### Required work:
Repeat exactly, and only, the lines below starting at the line that contains "Output the component" and ending at the line that contains "string; count: number;", inclusive of both.

### Extracted material:

▼▼▼

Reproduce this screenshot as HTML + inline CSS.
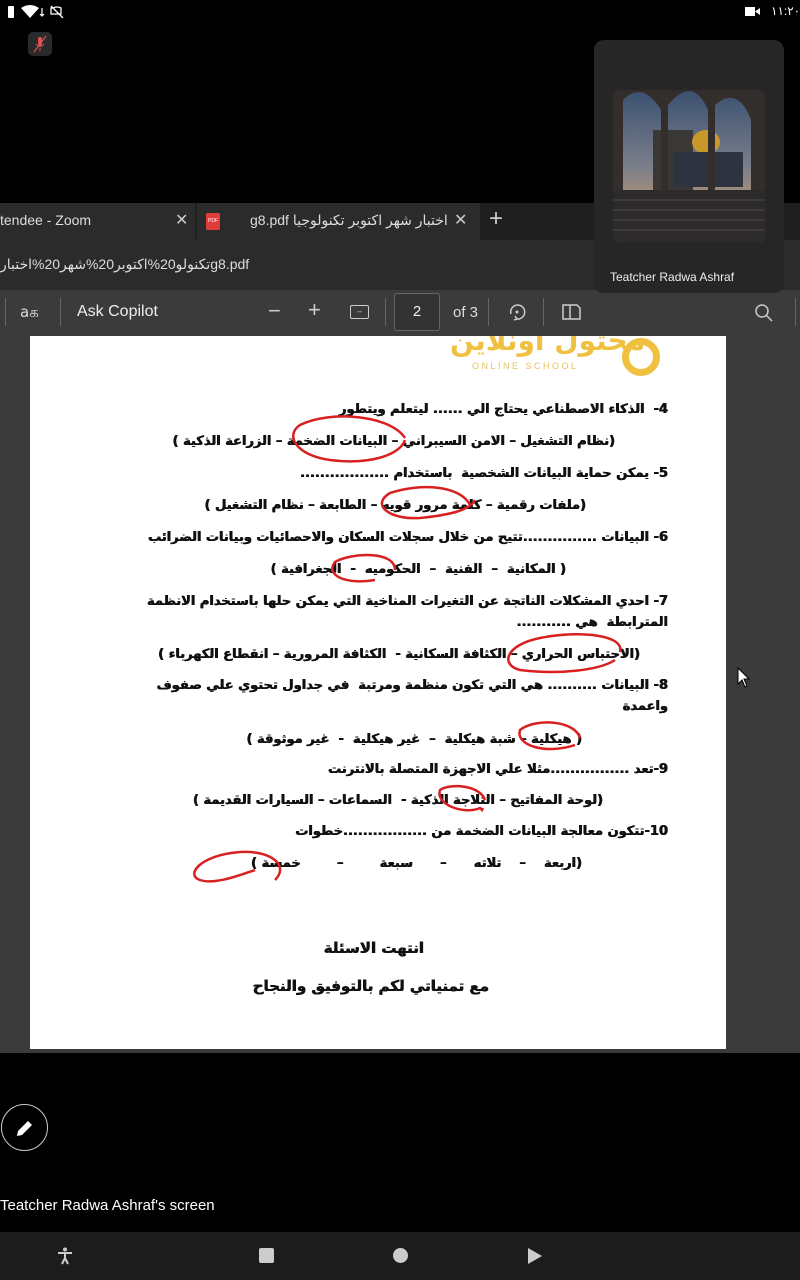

▲▲▲
▼▼▼

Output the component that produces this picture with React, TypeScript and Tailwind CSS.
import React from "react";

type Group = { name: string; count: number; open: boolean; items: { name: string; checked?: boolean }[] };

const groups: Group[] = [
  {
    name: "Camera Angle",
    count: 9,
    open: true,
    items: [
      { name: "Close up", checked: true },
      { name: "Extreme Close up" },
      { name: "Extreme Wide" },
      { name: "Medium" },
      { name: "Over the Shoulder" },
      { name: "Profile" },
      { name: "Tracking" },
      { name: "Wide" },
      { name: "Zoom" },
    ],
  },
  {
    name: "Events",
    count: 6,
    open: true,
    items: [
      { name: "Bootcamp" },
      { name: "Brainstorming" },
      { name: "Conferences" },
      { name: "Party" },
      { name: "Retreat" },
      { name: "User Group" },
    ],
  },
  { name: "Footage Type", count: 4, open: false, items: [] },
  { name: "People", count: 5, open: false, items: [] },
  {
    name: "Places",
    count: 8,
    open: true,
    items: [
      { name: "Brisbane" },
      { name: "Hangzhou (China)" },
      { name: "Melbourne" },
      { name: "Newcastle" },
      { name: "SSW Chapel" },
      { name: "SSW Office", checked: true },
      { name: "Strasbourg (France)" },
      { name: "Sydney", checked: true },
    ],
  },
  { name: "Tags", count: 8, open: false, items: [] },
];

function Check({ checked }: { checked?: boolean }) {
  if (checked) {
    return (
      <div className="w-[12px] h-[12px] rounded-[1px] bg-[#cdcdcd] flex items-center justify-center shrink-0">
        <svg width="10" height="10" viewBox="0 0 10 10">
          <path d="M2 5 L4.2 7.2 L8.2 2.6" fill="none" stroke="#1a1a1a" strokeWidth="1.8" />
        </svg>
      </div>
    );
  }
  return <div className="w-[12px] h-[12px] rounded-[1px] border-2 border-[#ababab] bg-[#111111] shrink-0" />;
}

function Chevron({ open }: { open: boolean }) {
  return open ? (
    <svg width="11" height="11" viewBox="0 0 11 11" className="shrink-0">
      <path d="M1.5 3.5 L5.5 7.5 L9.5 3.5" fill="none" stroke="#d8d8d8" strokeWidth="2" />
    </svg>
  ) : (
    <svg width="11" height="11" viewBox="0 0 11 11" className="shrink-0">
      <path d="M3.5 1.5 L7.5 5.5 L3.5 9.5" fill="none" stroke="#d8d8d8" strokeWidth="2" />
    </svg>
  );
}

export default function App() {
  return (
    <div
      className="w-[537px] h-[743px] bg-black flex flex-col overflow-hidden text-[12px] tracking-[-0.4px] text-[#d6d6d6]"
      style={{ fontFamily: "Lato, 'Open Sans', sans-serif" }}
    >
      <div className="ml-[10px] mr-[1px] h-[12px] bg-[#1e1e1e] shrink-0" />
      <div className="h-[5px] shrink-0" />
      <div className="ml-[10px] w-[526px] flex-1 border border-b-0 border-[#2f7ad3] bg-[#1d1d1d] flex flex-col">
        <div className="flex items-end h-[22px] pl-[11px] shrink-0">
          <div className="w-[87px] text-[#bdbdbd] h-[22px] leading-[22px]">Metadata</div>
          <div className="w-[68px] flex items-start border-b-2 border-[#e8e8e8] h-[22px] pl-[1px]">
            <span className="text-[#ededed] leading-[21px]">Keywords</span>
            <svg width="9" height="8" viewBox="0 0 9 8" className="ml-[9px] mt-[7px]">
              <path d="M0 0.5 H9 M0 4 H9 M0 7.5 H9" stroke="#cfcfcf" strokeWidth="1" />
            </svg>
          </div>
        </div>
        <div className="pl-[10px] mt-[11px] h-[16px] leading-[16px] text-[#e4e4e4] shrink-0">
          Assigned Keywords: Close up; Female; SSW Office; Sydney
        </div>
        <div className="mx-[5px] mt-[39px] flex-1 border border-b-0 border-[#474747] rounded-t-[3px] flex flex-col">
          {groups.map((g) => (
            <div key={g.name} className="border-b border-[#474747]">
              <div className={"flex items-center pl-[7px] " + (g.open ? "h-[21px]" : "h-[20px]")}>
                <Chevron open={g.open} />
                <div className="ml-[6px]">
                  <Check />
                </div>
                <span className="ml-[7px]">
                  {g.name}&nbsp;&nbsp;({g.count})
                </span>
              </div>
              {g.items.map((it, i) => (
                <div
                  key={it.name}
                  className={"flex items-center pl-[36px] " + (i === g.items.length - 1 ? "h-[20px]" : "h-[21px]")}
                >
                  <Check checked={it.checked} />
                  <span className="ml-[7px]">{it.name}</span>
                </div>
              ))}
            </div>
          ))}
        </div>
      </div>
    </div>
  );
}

▲▲▲
▼▼▼

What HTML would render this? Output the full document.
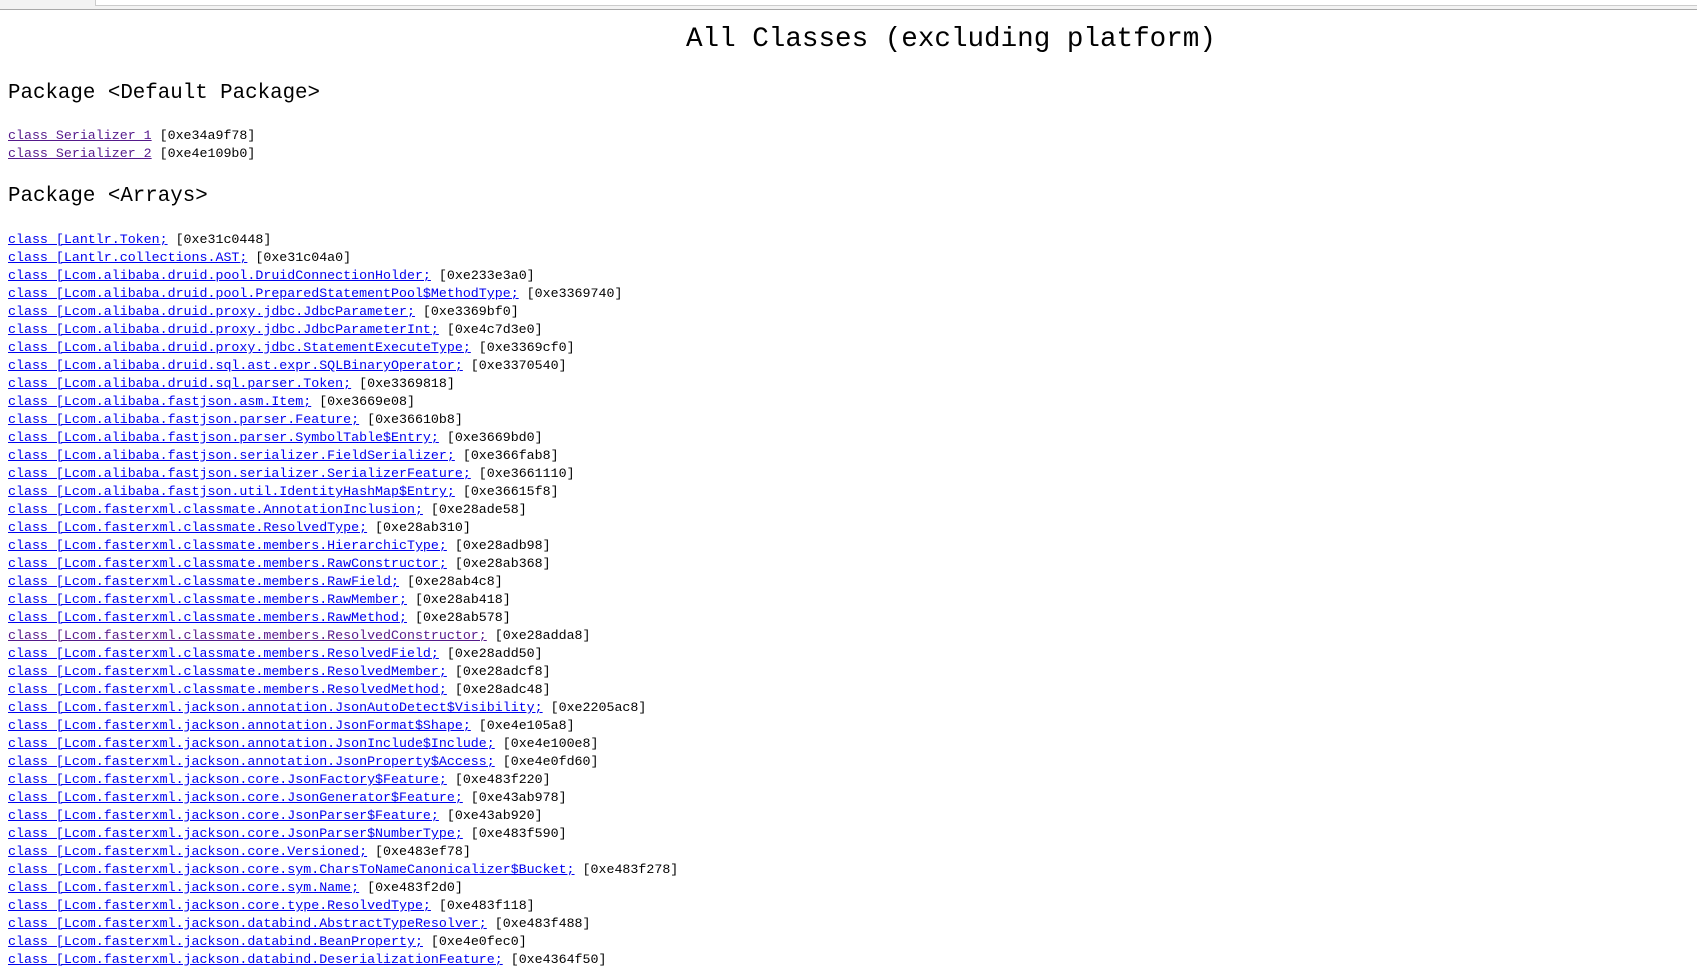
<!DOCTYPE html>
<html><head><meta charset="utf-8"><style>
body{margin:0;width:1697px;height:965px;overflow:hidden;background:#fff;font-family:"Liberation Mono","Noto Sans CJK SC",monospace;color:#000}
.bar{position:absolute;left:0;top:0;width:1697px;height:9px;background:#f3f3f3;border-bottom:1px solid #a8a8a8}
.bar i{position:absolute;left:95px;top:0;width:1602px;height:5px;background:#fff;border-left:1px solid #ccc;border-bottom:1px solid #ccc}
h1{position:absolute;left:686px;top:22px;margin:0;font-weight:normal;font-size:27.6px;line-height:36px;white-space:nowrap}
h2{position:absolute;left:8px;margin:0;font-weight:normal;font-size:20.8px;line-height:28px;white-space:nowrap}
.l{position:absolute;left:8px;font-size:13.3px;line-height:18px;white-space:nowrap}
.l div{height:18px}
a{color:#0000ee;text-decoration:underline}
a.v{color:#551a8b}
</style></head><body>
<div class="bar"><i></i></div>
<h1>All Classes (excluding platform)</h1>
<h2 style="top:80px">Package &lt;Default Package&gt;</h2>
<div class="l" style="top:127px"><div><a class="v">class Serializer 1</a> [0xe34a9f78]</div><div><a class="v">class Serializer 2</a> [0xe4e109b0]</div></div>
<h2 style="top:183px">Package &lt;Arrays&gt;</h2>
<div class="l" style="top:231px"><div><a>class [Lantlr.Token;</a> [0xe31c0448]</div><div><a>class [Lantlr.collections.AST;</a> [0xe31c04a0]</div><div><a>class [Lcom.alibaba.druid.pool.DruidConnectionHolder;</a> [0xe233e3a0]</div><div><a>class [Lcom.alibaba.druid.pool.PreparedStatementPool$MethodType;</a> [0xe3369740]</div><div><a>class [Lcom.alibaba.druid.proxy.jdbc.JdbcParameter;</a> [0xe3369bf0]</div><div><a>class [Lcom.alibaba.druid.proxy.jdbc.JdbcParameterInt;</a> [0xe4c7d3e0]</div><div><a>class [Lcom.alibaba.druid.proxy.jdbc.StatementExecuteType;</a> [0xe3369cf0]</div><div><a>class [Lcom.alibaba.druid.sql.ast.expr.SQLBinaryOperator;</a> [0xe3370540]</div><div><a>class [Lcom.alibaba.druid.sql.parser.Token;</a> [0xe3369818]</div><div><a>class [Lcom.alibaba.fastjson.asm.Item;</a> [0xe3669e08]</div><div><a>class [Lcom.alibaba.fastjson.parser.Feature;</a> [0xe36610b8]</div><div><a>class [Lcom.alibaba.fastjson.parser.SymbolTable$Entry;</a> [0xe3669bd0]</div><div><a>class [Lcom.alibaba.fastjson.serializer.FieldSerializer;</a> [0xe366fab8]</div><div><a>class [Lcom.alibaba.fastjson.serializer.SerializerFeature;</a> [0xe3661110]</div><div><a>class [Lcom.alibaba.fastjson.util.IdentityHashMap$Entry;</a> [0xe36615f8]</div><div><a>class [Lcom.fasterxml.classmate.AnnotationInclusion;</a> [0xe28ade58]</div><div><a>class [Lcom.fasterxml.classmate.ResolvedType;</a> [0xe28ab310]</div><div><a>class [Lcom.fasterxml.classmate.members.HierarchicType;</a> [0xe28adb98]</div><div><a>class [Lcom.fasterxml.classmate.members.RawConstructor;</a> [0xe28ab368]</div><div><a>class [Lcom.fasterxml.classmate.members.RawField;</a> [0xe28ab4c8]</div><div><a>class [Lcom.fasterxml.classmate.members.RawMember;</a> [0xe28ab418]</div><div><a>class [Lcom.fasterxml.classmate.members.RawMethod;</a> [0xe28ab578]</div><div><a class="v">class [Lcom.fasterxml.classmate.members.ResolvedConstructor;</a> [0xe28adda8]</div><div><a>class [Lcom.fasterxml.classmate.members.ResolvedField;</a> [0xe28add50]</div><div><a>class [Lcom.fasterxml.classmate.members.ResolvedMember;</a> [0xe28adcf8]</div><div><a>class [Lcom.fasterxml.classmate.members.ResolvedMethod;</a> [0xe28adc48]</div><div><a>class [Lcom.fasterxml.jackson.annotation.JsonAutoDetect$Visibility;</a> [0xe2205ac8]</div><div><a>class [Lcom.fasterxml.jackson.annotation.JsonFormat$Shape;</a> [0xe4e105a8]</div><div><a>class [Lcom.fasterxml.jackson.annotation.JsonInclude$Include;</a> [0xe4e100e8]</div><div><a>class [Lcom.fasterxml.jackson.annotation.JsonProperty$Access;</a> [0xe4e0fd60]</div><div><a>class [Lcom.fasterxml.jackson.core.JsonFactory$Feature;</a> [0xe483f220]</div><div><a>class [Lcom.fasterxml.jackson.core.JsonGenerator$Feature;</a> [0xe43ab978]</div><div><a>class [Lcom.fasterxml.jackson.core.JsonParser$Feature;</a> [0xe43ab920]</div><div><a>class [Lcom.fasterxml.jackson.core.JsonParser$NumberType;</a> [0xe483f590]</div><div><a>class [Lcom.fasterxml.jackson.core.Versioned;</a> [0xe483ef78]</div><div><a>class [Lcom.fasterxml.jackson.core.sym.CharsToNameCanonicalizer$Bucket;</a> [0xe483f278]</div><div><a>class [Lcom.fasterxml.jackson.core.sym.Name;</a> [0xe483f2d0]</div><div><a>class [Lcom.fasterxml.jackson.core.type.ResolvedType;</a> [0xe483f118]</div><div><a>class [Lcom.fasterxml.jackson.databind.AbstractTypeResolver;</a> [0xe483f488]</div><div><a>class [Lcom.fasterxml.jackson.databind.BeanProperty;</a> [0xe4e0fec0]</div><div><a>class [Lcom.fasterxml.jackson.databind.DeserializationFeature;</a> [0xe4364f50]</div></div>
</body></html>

▲▲▲

### Worked answer:
Output the component that produces this picture with React, TypeScript and Tailwind CSS.
import React from "react";

type Group = { name: string; count: number; open: boolean; items: { name: string; checked?: boolean }[] };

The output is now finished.